The only major difference between the LSAM and the LM is that the LSAM will be launched separately on the Shuttle-derived Ares V rocket, with the CEV being launched separately on the man-rated Ares I rocket. Once in orbit, the Orion CSM will then dock with the LSAM and then be propelled to the Moon on the Earth Departure Stage. The LM, on the other hand, was launched along with the CSM on the Saturn V rocket and then was retrieved after the S-IVB finished firing the translunar injection burn.

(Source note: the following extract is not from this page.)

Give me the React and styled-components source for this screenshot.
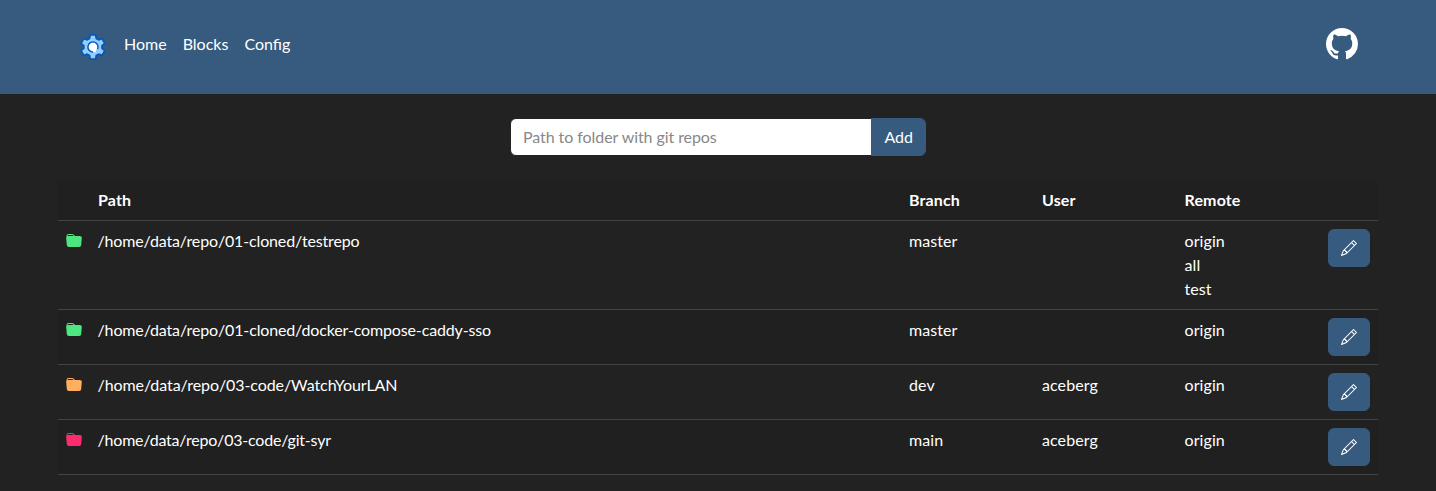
import React from "react";
import styled, { createGlobalStyle } from "styled-components";
import { BsFolderFill, BsPencil, BsGithub } from "react-icons/bs";

const GlobalStyle = createGlobalStyle`
  *, *::before, *::after { box-sizing: border-box; }
  body {
    margin: 0;
    background: #222;
    color: #fff;
    font: 400 16px/1.5 Lato, "Liberation Sans", sans-serif;
  }
`;

const Navbar = styled.nav`
  display: flex;
  align-items: flex-start;
  justify-content: space-between;
  height: 94px;
  padding: 28px 78px 0;
  background: #375a7f;
`;

const NavLinks = styled.div`
  display: flex;
  gap: 16px;
`;

const Logo = styled.svg`
  display: block;
  width: 30px;
  height: 30px;
  margin-top: 4px;
`;

const NavLink = styled.a`
  margin-top: 4px;
  color: #fff;
  text-decoration: none;
`;

const GithubLink = styled.a`
  display: block;
  height: 32px;
  color: #fff;
  svg { display: block; width: 32px; height: 32px; }
`;

const Content = styled.main`
  width: 1320px;
  margin: 0 auto;
  padding-top: 24px;
`;

const AddForm = styled.form`
  display: flex;
  width: 416px;
  margin: 0 auto 24px;
`;

const PathInput = styled.input`
  flex: 1;
  min-width: 0;
  height: 38px;
  padding: 5px 12px 7px;
  border: 1px solid #222;
  border-radius: 6px 0 0 6px;
  background: #fff;
  color: #303030;
  font: inherit;
  &::placeholder { color: #888; opacity: 1; letter-spacing: -0.07px; }
`;

const Button = styled.button`
  height: 38px;
  padding: 6px 12px;
  border: 1px solid #375a7f;
  border-radius: ${(p) => (p.$joined ? "0 6px 6px 0" : "6px")};
  margin-left: ${(p) => (p.$joined ? "-1px" : "0")};
  background: #375a7f;
  color: #fff;
  font: inherit;
  svg { display: inline-block; vertical-align: -2px; }
`;

const Table = styled.table`
  width: 100%;
  table-layout: fixed;
  border-collapse: separate;
  border-spacing: 0;
`;

const Col = styled.col`
  width: ${(p) => p.$width}px;
`;

const HeadCell = styled.th`
  padding: 8px;
  border-bottom: 1px solid #434343;
  background: #202020;
  text-align: left;
  font-weight: 700;
  letter-spacing: 0.15px;
`;

const Row = styled.tr`
  &:nth-child(even) { background: #202020; }
`;

const Cell = styled.td`
  padding: 8px;
  border-bottom: 1px solid #434343;
  vertical-align: top;
  letter-spacing: 0.08px;
`;

const PathCell = styled(Cell)`
  padding-left: 7.5px;
  letter-spacing: ${(p) => p.$tracking}px;
`;

const FolderIcon = styled(BsFolderFill)`
  display: inline-block;
  vertical-align: -2px;
  color: ${(p) => p.color};
`;

const repos = [
  { path: "/home/data/repo/01-cloned/testrepo", tracking: -0.147, branch: "master", user: "", remotes: ["origin", "all", "test"], color: "#4ee680" },
  { path: "/home/data/repo/01-cloned/docker-compose-caddy-sso", tracking: -0.142, branch: "master", user: "", remotes: ["origin"], color: "#4ee680" },
  { path: "/home/data/repo/03-code/WatchYourLAN", tracking: -0.08, branch: "dev", user: "aceberg", remotes: ["origin"], color: "#ffaf5f" },
  { path: "/home/data/repo/03-code/git-syr", tracking: -0.2, branch: "main", user: "aceberg", remotes: ["origin"], color: "#ff2c6d" },
];

const columnWidths = [32, 811, 133, 142.5, 142.5, 59];

const polar = (radius, degrees) => {
  const a = (degrees * Math.PI) / 180;
  return `${(14.9 + radius * Math.cos(a)).toFixed(2)},${(15 + radius * Math.sin(a)).toFixed(2)}`;
};

const gearPoints = [0, 1, 2, 3, 4, 5]
  .flatMap((k) => {
    const mid = -90 + 60 * k;
    return [polar(9.2, mid - 21), polar(12.4, mid - 13), polar(12.4, mid + 13), polar(9.2, mid + 21)];
  })
  .join(" ");

function GearLogo() {
  return (
    <Logo viewBox="0 0 30 30" aria-hidden="true">
      <polygon points={gearPoints} fill="#8fd0ff" stroke="#0a55b5" strokeWidth="1.7" strokeLinejoin="round" />
      <circle cx="15" cy="15" r="4.4" fill="#fff" />
      <path d="M15.4 17.5h2.400v2.600h-2.400z" fill="#fff" />
      <path d="M15 20.100a5.100 5.100 0 1 1 4.600-2.900" fill="none" stroke="#0a55b5" strokeWidth="1.400" />
    </Logo>
  );
}

export default function App() {
  return (
    <>
      <GlobalStyle />
      <Navbar>
        <NavLinks>
          <GearLogo />
          <NavLink>Home</NavLink>
          <NavLink>Blocks</NavLink>
          <NavLink>Config</NavLink>
        </NavLinks>
        <GithubLink aria-label="GitHub"><BsGithub /></GithubLink>
      </Navbar>
      <Content>
        <AddForm>
          <PathInput placeholder="Path to folder with git repos" />
          <Button type="button" $joined>Add</Button>
        </AddForm>
        <Table>
          <colgroup>{columnWidths.map((w, i) => <Col key={i} $width={w} />)}</colgroup>
          <thead>
            <tr>
              <HeadCell />
              <HeadCell>Path</HeadCell>
              <HeadCell>Branch</HeadCell>
              <HeadCell>User</HeadCell>
              <HeadCell>Remote</HeadCell>
              <HeadCell />
            </tr>
          </thead>
          <tbody>
            {repos.map((r) => (
              <Row key={r.path}>
                <Cell><FolderIcon color={r.color} /></Cell>
                <PathCell $tracking={r.tracking}>{r.path}</PathCell>
                <Cell>{r.branch}</Cell>
                <Cell>{r.user}</Cell>
                <Cell>{r.remotes.map((name) => <div key={name}>{name}</div>)}</Cell>
                <Cell align="right"><Button type="button" aria-label="Edit"><BsPencil /></Button></Cell>
              </Row>
            ))}
          </tbody>
        </Table>
      </Content>
    </>
  );
}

As an additional note, the LM was given a call sign to identify it separately from the CSM - all LSAMs will possibly bear the name "Artemis," the Greek name for the Moon goddess, as the "Orion" name has already been chosen for the orbiter. Unlike the CSM and LM, the CEV/LSAM combination will bear a dual identity number, much like the Spacelab missions associated with the Space Shuttle (i.e. STS-9/Spacelab 1) or the Salyut space stations orbited by the former Soviet Union in the 1970s and 1980's (i.e. Soyuz 11/Salyut 1).